> [EXERCISE PROMPT]: Copy everything in the listing below word for word, apart from any images.

> [RECORDED INFORMATION]:
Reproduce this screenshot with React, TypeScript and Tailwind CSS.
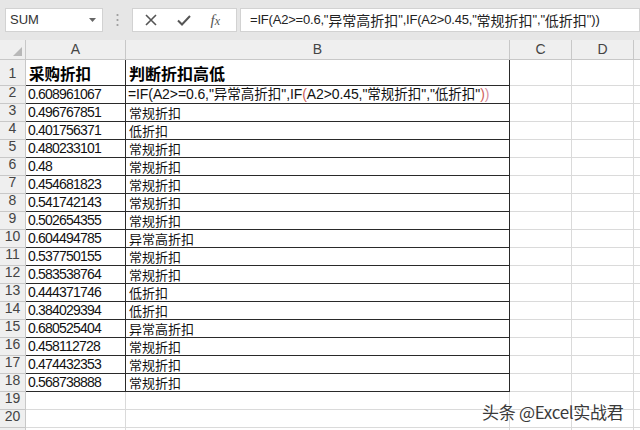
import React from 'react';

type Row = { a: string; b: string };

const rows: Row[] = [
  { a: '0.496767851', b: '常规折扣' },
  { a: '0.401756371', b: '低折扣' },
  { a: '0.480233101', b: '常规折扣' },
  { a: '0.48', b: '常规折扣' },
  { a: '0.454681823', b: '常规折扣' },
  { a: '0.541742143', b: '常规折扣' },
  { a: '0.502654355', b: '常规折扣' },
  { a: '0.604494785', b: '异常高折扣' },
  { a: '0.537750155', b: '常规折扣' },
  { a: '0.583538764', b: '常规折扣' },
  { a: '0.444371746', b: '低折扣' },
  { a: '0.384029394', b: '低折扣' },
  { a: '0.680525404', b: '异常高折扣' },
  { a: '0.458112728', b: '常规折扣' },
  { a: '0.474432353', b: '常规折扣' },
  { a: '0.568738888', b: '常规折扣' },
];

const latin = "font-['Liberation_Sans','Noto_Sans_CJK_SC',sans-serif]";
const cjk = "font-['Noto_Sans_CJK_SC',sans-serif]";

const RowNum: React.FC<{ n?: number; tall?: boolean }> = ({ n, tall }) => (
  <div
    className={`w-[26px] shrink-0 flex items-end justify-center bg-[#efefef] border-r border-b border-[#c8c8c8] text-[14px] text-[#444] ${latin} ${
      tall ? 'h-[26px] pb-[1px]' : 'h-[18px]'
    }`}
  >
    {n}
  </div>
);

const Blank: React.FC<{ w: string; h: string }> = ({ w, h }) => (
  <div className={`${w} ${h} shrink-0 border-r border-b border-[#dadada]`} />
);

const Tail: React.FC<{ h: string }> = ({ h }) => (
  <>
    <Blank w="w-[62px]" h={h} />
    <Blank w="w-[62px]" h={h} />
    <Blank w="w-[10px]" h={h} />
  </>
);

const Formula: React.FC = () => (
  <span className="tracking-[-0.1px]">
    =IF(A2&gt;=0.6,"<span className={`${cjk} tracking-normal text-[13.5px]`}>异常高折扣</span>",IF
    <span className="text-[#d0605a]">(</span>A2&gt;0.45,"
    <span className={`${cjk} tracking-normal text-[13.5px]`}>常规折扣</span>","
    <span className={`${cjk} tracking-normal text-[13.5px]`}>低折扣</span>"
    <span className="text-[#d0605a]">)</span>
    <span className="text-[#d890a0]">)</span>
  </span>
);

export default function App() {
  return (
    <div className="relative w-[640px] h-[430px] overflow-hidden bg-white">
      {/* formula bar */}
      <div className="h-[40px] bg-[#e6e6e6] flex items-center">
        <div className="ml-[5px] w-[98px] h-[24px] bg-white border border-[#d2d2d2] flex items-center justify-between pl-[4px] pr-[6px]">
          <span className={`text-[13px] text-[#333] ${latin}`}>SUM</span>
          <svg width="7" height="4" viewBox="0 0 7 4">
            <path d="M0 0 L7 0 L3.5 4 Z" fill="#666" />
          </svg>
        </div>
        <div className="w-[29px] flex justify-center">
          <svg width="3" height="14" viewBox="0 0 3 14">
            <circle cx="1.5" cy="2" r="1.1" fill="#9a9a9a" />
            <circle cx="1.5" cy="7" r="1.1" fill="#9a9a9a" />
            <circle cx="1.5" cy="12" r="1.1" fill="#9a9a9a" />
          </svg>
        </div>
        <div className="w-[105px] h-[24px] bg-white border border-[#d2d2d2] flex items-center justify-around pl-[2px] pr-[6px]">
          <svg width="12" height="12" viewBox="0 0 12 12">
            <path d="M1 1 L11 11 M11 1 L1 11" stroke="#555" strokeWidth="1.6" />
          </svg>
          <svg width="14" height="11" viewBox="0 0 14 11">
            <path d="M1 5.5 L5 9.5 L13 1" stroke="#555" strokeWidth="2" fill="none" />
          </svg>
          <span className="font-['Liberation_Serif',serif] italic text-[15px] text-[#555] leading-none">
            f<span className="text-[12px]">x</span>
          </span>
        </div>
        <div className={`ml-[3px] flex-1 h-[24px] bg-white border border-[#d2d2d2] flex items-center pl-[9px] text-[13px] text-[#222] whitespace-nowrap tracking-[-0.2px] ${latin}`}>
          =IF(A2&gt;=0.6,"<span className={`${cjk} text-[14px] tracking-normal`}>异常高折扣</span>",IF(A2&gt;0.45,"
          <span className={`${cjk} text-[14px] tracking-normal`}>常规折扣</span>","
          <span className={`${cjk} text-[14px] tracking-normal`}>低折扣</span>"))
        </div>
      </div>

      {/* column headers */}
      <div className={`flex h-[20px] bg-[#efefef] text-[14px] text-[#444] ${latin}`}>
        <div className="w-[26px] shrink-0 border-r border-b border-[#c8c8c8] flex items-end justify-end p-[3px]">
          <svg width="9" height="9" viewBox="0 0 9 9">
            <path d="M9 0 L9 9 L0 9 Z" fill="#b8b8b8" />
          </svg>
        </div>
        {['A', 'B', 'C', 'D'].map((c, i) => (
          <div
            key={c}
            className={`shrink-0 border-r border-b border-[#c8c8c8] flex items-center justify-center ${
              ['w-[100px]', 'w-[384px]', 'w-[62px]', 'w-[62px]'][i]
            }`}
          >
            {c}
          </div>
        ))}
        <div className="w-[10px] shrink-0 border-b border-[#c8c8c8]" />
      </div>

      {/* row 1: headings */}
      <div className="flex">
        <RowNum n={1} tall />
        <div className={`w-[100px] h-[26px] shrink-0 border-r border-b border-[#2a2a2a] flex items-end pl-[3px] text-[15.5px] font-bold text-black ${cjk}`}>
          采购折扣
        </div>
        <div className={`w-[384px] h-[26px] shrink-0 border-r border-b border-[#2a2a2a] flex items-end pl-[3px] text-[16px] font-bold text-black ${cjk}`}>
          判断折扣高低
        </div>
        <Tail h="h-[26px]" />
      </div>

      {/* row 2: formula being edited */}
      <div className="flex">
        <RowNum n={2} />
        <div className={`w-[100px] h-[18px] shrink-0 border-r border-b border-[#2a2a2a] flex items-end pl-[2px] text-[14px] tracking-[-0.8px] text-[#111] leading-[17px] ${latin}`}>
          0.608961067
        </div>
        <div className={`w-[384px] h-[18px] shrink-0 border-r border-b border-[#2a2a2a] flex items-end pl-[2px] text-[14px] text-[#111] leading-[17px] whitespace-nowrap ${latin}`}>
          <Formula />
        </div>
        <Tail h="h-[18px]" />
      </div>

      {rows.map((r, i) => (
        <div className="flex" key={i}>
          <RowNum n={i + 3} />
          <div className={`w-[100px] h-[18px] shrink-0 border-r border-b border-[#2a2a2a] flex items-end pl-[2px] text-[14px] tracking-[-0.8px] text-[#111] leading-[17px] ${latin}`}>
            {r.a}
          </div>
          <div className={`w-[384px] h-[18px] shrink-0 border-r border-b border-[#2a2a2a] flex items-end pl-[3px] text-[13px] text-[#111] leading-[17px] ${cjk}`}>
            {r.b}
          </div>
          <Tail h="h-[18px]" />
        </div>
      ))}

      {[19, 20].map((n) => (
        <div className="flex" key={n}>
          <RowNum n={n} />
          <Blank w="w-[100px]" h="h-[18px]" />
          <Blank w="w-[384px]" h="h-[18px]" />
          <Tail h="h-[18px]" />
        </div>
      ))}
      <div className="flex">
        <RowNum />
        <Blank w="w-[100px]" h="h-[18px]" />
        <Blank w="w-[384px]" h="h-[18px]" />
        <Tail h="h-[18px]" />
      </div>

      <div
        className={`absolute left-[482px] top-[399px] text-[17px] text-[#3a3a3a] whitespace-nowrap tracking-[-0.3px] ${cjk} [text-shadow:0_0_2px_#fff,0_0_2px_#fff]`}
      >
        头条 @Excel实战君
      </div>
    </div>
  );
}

> [OUTPUT OF THE TASK]:
Reproduce this screenshot with React, TypeScript and Tailwind CSS.
import React from 'react';

type Row = { a: string; b: string };

const rows: Row[] = [
  { a: '0.496767851', b: '常规折扣' },
  { a: '0.401756371', b: '低折扣' },
  { a: '0.480233101', b: '常规折扣' },
  { a: '0.48', b: '常规折扣' },
  { a: '0.454681823', b: '常规折扣' },
  { a: '0.541742143', b: '常规折扣' },
  { a: '0.502654355', b: '常规折扣' },
  { a: '0.604494785', b: '异常高折扣' },
  { a: '0.537750155', b: '常规折扣' },
  { a: '0.583538764', b: '常规折扣' },
  { a: '0.444371746', b: '低折扣' },
  { a: '0.384029394', b: '低折扣' },
  { a: '0.680525404', b: '异常高折扣' },
  { a: '0.458112728', b: '常规折扣' },
  { a: '0.474432353', b: '常规折扣' },
  { a: '0.568738888', b: '常规折扣' },
];

const latin = "font-['Liberation_Sans','Noto_Sans_CJK_SC',sans-serif]";
const cjk = "font-['Noto_Sans_CJK_SC',sans-serif]";

const RowNum: React.FC<{ n?: number; tall?: boolean }> = ({ n, tall }) => (
  <div
    className={`w-[26px] shrink-0 flex items-end justify-center bg-[#efefef] border-r border-b border-[#c8c8c8] text-[14px] text-[#444] ${latin} ${
      tall ? 'h-[26px] pb-[1px]' : 'h-[18px]'
    }`}
  >
    {n}
  </div>
);

const Blank: React.FC<{ w: string; h: string }> = ({ w, h }) => (
  <div className={`${w} ${h} shrink-0 border-r border-b border-[#dadada]`} />
);

const Tail: React.FC<{ h: string }> = ({ h }) => (
  <>
    <Blank w="w-[62px]" h={h} />
    <Blank w="w-[62px]" h={h} />
    <Blank w="w-[10px]" h={h} />
  </>
);

const Formula: React.FC = () => (
  <span className="tracking-[-0.1px]">
    =IF(A2&gt;=0.6,"<span className={`${cjk} tracking-normal text-[13.5px]`}>异常高折扣</span>",IF
    <span className="text-[#d0605a]">(</span>A2&gt;0.45,"
    <span className={`${cjk} tracking-normal text-[13.5px]`}>常规折扣</span>","
    <span className={`${cjk} tracking-normal text-[13.5px]`}>低折扣</span>"
    <span className="text-[#d0605a]">)</span>
    <span className="text-[#d890a0]">)</span>
  </span>
);

export default function App() {
  return (
    <div className="relative w-[640px] h-[430px] overflow-hidden bg-white">
      {/* formula bar */}
      <div className="h-[40px] bg-[#e6e6e6] flex items-center">
        <div className="ml-[5px] w-[98px] h-[24px] bg-white border border-[#d2d2d2] flex items-center justify-between pl-[4px] pr-[6px]">
          <span className={`text-[13px] text-[#333] ${latin}`}>SUM</span>
          <svg width="7" height="4" viewBox="0 0 7 4">
            <path d="M0 0 L7 0 L3.5 4 Z" fill="#666" />
          </svg>
        </div>
        <div className="w-[29px] flex justify-center">
          <svg width="3" height="14" viewBox="0 0 3 14">
            <circle cx="1.5" cy="2" r="1.1" fill="#9a9a9a" />
            <circle cx="1.5" cy="7" r="1.1" fill="#9a9a9a" />
            <circle cx="1.5" cy="12" r="1.1" fill="#9a9a9a" />
          </svg>
        </div>
        <div className="w-[105px] h-[24px] bg-white border border-[#d2d2d2] flex items-center justify-around pl-[2px] pr-[6px]">
          <svg width="12" height="12" viewBox="0 0 12 12">
            <path d="M1 1 L11 11 M11 1 L1 11" stroke="#555" strokeWidth="1.6" />
          </svg>
          <svg width="14" height="11" viewBox="0 0 14 11">
            <path d="M1 5.5 L5 9.5 L13 1" stroke="#555" strokeWidth="2" fill="none" />
          </svg>
          <span className="font-['Liberation_Serif',serif] italic text-[15px] text-[#555] leading-none">
            f<span className="text-[12px]">x</span>
          </span>
        </div>
        <div className={`ml-[3px] flex-1 h-[24px] bg-white border border-[#d2d2d2] flex items-center pl-[9px] text-[13px] text-[#222] whitespace-nowrap tracking-[-0.2px] ${latin}`}>
          =IF(A2&gt;=0.6,"<span className={`${cjk} text-[14px] tracking-normal`}>异常高折扣</span>",IF(A2&gt;0.45,"
          <span className={`${cjk} text-[14px] tracking-normal`}>常规折扣</span>","
          <span className={`${cjk} text-[14px] tracking-normal`}>低折扣</span>"))
        </div>
      </div>

      {/* column headers */}
      <div className={`flex h-[20px] bg-[#efefef] text-[14px] text-[#444] ${latin}`}>
        <div className="w-[26px] shrink-0 border-r border-b border-[#c8c8c8] flex items-end justify-end p-[3px]">
          <svg width="9" height="9" viewBox="0 0 9 9">
            <path d="M9 0 L9 9 L0 9 Z" fill="#b8b8b8" />
          </svg>
        </div>
        {['A', 'B', 'C', 'D'].map((c, i) => (
          <div
            key={c}
            className={`shrink-0 border-r border-b border-[#c8c8c8] flex items-center justify-center ${
              ['w-[100px]', 'w-[384px]', 'w-[62px]', 'w-[62px]'][i]
            }`}
          >
            {c}
          </div>
        ))}
        <div className="w-[10px] shrink-0 border-b border-[#c8c8c8]" />
      </div>

      {/* row 1: headings */}
      <div className="flex">
        <RowNum n={1} tall />
        <div className={`w-[100px] h-[26px] shrink-0 border-r border-b border-[#2a2a2a] flex items-end pl-[3px] text-[15.5px] font-bold text-black ${cjk}`}>
          采购折扣
        </div>
        <div className={`w-[384px] h-[26px] shrink-0 border-r border-b border-[#2a2a2a] flex items-end pl-[3px] text-[16px] font-bold text-black ${cjk}`}>
          判断折扣高低
        </div>
        <Tail h="h-[26px]" />
      </div>

      {/* row 2: formula being edited */}
      <div className="flex">
        <RowNum n={2} />
        <div className={`w-[100px] h-[18px] shrink-0 border-r border-b border-[#2a2a2a] flex items-end pl-[2px] text-[14px] tracking-[-0.8px] text-[#111] leading-[17px] ${latin}`}>
          0.608961067
        </div>
        <div className={`w-[384px] h-[18px] shrink-0 border-r border-b border-[#2a2a2a] flex items-end pl-[2px] text-[14px] text-[#111] leading-[17px] whitespace-nowrap ${latin}`}>
          <Formula />
        </div>
        <Tail h="h-[18px]" />
      </div>

      {rows.map((r, i) => (
        <div className="flex" key={i}>
          <RowNum n={i + 3} />
          <div className={`w-[100px] h-[18px] shrink-0 border-r border-b border-[#2a2a2a] flex items-end pl-[2px] text-[14px] tracking-[-0.8px] text-[#111] leading-[17px] ${latin}`}>
            {r.a}
          </div>
          <div className={`w-[384px] h-[18px] shrink-0 border-r border-b border-[#2a2a2a] flex items-end pl-[3px] text-[13px] text-[#111] leading-[17px] ${cjk}`}>
            {r.b}
          </div>
          <Tail h="h-[18px]" />
        </div>
      ))}

      {[19, 20].map((n) => (
        <div className="flex" key={n}>
          <RowNum n={n} />
          <Blank w="w-[100px]" h="h-[18px]" />
          <Blank w="w-[384px]" h="h-[18px]" />
          <Tail h="h-[18px]" />
        </div>
      ))}
      <div className="flex">
        <RowNum />
        <Blank w="w-[100px]" h="h-[18px]" />
        <Blank w="w-[384px]" h="h-[18px]" />
        <Tail h="h-[18px]" />
      </div>

      <div
        className={`absolute left-[482px] top-[399px] text-[17px] text-[#3a3a3a] whitespace-nowrap tracking-[-0.3px] ${cjk} [text-shadow:0_0_2px_#fff,0_0_2px_#fff]`}
      >
        头条 @Excel实战君
      </div>
    </div>
  );
}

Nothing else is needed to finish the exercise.